Request: Using the listing below, give again exactly the lines from the line with "Write a component" to the line with "string; value: string;", inclusive, without the pictures.

Data lines:
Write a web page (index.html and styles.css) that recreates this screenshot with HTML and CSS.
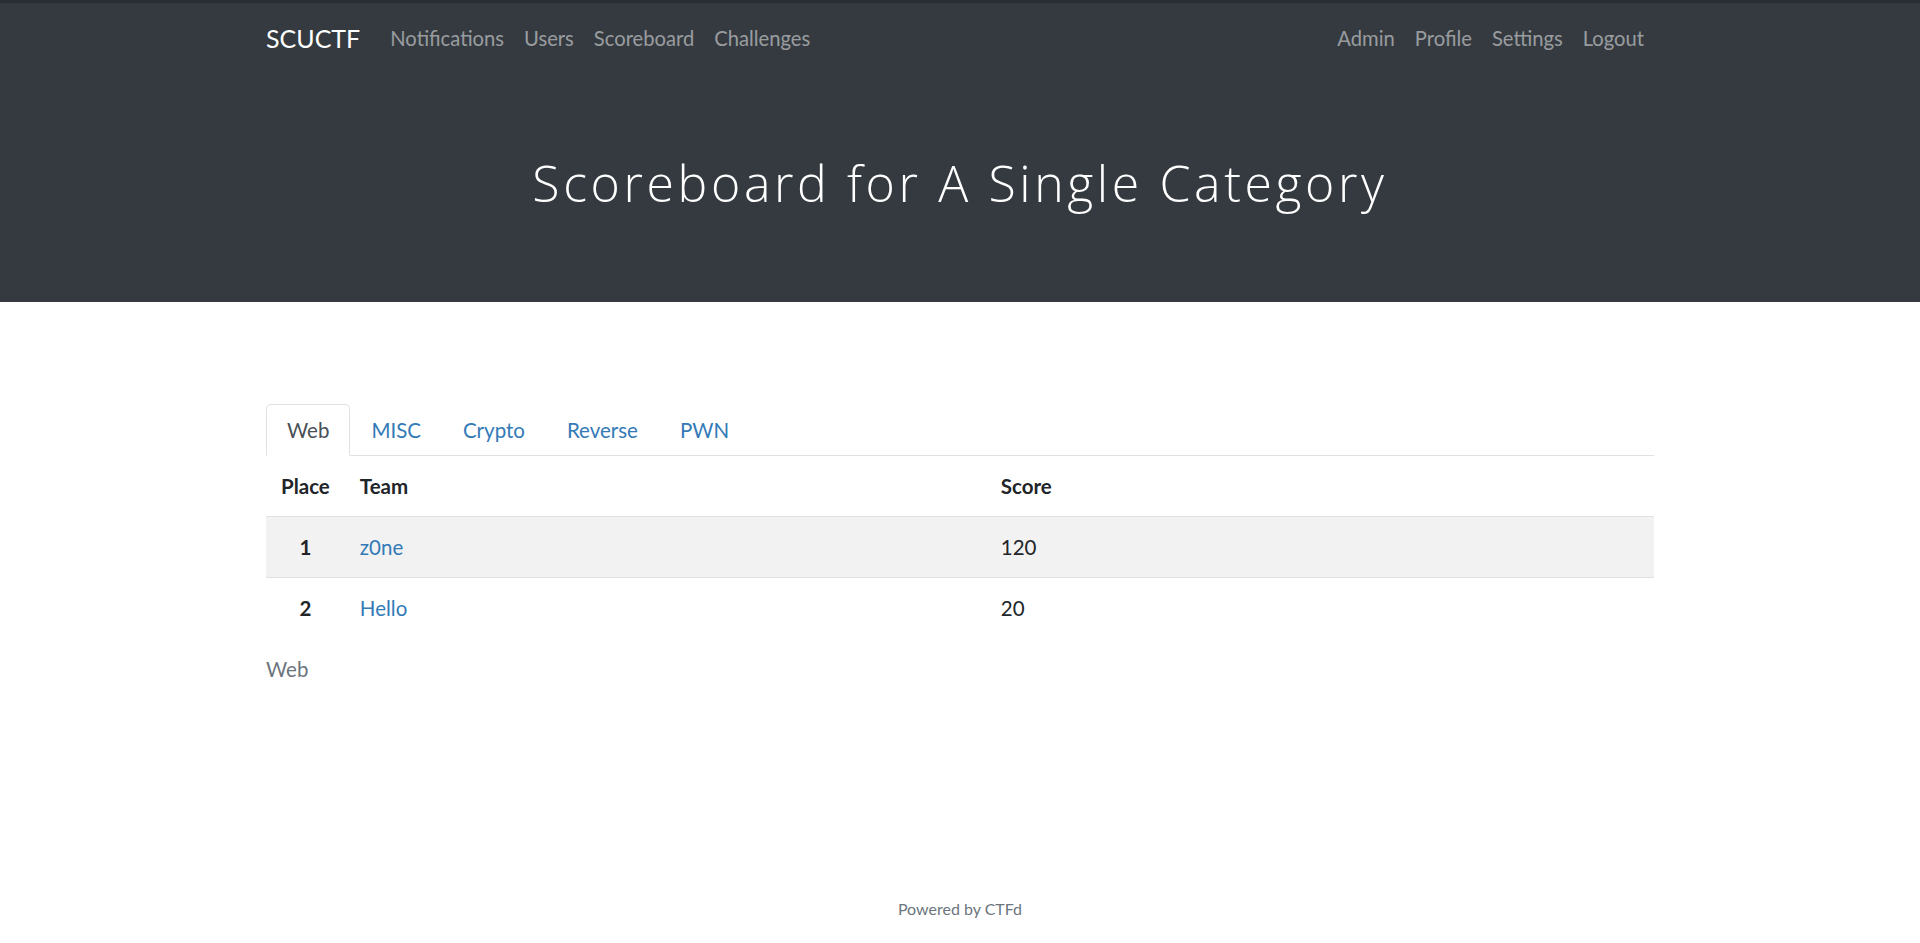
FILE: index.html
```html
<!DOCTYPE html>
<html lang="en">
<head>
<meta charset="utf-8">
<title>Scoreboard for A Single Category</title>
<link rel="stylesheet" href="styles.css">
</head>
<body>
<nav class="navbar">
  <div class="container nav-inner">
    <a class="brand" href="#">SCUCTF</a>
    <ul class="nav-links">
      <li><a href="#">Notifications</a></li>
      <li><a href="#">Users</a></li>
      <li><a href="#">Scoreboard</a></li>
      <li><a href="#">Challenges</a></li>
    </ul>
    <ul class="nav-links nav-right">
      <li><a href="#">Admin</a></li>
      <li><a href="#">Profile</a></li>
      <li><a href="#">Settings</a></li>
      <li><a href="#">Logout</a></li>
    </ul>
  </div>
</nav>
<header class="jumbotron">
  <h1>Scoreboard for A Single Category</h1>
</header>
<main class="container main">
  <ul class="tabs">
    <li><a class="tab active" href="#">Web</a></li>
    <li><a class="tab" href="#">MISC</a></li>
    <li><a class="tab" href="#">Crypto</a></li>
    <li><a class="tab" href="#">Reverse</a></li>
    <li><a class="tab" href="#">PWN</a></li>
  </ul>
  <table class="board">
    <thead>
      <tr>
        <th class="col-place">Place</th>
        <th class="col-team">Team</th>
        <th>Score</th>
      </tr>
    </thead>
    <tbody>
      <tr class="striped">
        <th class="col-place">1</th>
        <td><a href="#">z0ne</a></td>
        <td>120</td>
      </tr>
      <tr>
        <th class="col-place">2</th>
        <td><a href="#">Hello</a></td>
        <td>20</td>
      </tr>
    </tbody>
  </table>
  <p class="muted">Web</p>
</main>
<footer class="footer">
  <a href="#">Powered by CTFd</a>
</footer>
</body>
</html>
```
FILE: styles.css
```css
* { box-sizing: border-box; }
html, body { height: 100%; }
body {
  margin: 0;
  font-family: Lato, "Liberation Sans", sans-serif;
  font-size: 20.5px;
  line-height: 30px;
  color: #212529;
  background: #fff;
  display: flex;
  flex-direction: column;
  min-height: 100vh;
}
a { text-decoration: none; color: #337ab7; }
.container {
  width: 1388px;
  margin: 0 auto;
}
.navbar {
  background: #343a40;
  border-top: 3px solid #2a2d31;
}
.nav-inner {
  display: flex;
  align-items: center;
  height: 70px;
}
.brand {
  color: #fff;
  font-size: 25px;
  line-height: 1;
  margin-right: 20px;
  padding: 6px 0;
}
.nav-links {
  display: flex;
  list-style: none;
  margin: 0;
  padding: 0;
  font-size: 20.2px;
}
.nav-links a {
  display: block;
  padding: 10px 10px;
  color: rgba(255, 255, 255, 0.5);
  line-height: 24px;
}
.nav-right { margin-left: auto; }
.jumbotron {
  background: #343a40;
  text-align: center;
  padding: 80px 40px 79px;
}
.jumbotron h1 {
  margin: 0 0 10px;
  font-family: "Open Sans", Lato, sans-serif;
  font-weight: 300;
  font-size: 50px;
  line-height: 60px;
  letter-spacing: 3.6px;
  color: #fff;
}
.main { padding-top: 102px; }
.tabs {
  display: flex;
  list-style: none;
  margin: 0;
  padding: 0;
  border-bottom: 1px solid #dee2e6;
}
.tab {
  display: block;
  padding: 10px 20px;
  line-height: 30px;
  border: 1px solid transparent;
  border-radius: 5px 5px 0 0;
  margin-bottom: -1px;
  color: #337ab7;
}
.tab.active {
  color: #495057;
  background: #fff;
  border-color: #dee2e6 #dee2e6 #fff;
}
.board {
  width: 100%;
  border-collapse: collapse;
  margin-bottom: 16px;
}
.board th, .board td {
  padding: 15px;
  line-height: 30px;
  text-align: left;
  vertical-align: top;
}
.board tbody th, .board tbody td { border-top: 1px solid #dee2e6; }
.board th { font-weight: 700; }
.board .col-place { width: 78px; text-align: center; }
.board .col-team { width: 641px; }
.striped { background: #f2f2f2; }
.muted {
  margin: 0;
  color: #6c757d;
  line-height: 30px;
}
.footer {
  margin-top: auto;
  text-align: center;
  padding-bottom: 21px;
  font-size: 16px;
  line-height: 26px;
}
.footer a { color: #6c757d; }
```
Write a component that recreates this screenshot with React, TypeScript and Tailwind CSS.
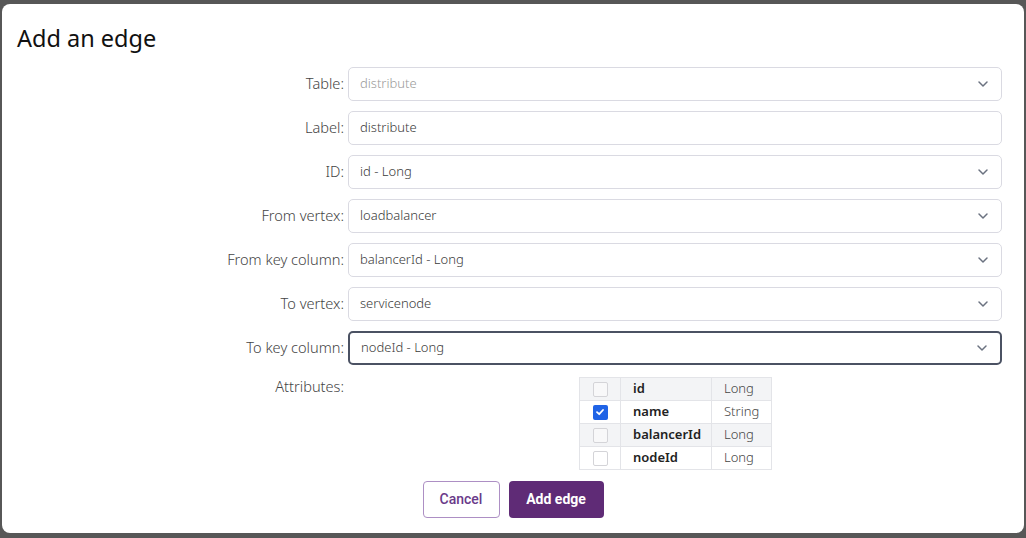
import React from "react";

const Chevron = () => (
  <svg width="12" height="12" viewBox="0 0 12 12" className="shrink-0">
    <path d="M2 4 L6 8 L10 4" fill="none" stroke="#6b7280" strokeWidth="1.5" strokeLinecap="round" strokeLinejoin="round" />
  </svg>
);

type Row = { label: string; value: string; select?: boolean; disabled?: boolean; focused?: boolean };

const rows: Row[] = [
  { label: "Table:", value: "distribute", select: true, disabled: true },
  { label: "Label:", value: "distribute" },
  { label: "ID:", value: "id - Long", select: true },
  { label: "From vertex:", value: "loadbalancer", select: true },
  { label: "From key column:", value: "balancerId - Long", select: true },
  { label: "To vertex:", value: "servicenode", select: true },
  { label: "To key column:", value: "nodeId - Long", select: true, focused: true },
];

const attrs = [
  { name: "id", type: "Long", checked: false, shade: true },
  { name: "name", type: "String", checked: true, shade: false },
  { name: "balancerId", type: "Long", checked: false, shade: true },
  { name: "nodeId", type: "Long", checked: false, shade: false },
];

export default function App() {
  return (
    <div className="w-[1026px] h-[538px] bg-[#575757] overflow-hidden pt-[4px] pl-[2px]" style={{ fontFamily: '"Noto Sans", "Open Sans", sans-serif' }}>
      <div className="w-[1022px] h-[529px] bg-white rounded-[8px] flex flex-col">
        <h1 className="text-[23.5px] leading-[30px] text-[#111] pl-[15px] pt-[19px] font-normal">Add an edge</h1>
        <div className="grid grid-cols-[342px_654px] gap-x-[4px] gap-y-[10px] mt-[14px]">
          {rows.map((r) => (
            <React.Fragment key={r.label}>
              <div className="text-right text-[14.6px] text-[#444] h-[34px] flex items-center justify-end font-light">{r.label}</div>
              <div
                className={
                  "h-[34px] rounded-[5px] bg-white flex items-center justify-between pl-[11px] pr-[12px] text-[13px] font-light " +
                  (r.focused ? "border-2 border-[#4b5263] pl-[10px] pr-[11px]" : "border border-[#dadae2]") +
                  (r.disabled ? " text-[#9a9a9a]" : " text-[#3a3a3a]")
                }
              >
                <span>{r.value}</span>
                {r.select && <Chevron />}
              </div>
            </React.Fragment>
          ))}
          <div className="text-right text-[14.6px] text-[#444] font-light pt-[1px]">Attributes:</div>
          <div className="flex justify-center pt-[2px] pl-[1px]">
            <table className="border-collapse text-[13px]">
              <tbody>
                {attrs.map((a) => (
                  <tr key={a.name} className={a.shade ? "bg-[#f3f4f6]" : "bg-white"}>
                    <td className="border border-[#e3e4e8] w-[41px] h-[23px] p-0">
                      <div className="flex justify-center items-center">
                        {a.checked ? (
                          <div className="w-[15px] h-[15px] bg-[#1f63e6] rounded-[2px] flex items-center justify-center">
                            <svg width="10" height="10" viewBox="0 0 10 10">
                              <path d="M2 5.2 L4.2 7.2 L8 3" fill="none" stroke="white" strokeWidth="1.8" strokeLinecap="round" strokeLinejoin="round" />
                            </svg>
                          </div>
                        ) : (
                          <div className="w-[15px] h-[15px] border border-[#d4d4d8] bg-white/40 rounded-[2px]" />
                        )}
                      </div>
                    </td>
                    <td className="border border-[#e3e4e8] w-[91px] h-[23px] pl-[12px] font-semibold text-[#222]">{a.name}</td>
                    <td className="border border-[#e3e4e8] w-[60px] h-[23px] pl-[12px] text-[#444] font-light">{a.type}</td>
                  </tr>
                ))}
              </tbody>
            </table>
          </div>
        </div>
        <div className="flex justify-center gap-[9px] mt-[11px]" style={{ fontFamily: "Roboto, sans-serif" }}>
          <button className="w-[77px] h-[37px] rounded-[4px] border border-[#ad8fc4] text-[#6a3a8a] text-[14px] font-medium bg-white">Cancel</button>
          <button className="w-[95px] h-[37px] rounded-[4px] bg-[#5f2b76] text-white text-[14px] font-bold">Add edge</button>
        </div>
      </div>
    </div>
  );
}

Solution:
Write a component that recreates this screenshot with React, TypeScript and Tailwind CSS.
import React from "react";

const Chevron = () => (
  <svg width="12" height="12" viewBox="0 0 12 12" className="shrink-0">
    <path d="M2 4 L6 8 L10 4" fill="none" stroke="#6b7280" strokeWidth="1.5" strokeLinecap="round" strokeLinejoin="round" />
  </svg>
);

type Row = { label: string; value: string; select?: boolean; disabled?: boolean; focused?: boolean };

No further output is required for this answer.